A conservative ideological bubble, however, is utterly impossible. If you have gone to school in the past 50 years, if you have turned on cable TV, streamed a Netflix show, watched a sitcom, used Duolingo, done a Google search, been to the movies, walked into a chain bookstore, visited Amazon’s landing page, patronized a public library—in short, if you live in society and not an Amish village—you receive a constant stream of liberal ideology daily.
You can find conservative ideology if you look for it. You’ll have to put in time and effort. Search through Substack posts and X feeds to find mentions of tiny publishing houses that print conservative thinkers. Liberal ideology doesn’t have to be searched for. It’s always there. It’s the air we breathe.
As of now, the count of far-FAR-left books that I was forced to read against my will at work stands at five. We are a state university. How would I be able to avoid being forced to read this material? How could I manage to inhabit a right-wing bubble? How can anybody avoid knowing every permutation of left-wing dogma?
Something is definitely up with Amazon. I pre-ordered a new release by a Spanish author I follow. On the release date, the book didn’t arrive.
I contacted customer service. One after another, customer service representatives named Anuj, Gowtham, and Snow Machi asked increasingly bizarre questions about the order. It got to the point where I started to doubt whether I had really ordered an innocent autobiography by an author famous for his extremely clean and unobjectionable writing style or had mistakenly pressed a button for some sort of a terrorist manual.
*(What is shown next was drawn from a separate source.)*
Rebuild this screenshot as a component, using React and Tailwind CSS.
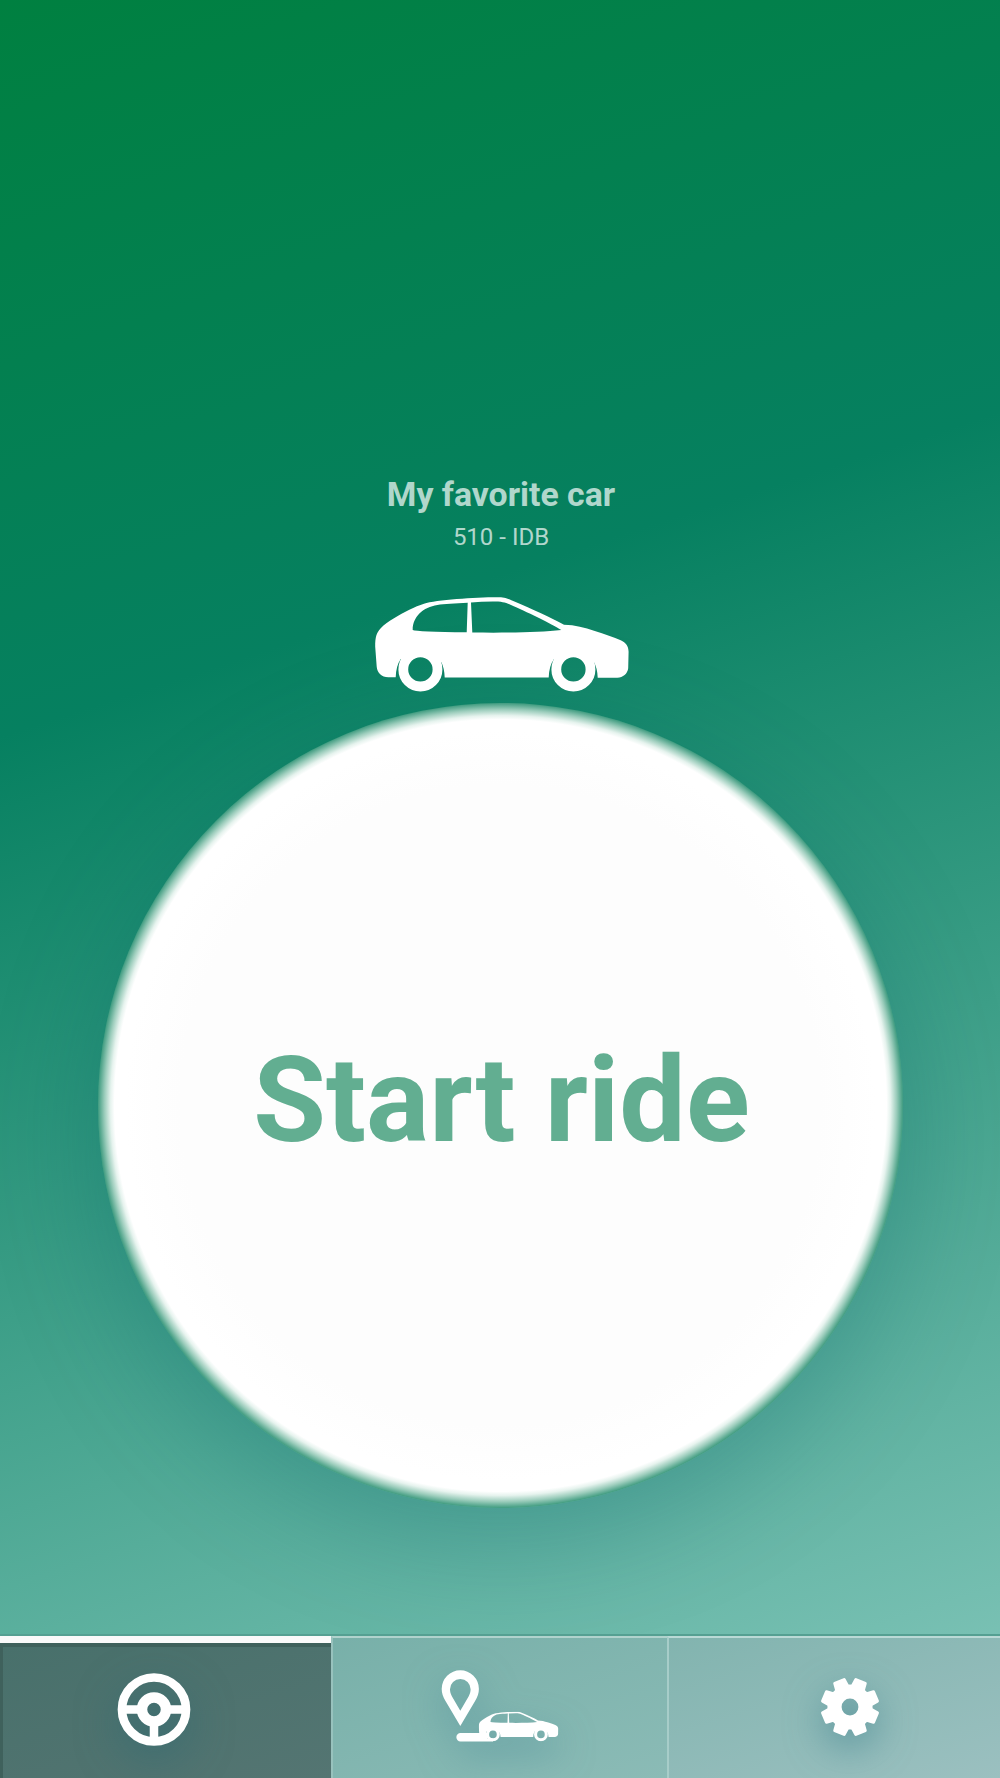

In the end, after endless imprecations for me not to worry (which I didn’t because why should I), Snow Machi pompously agreed to refund the book and let me order again. Which I did. And again the book failed to materialize.
I gave up and ordered it on Google Books but it’s been really weird with Amazon recently.
Ah. Another leftist shooting, I see. The sniper who shot at an ICE facility was a great fan of hammer and sickle imagery.
When will we finally recognize that we have a huge problem with leftist violence? This is now an almost daily occurrence.
Conservatives blamed in 3, 2, 1…
Jokes aside, I mourn both the victims and the shooter. Yes, he’s a terrible person but he was a young man who will now not experience life. He’s dead for nothing. It’s terrible.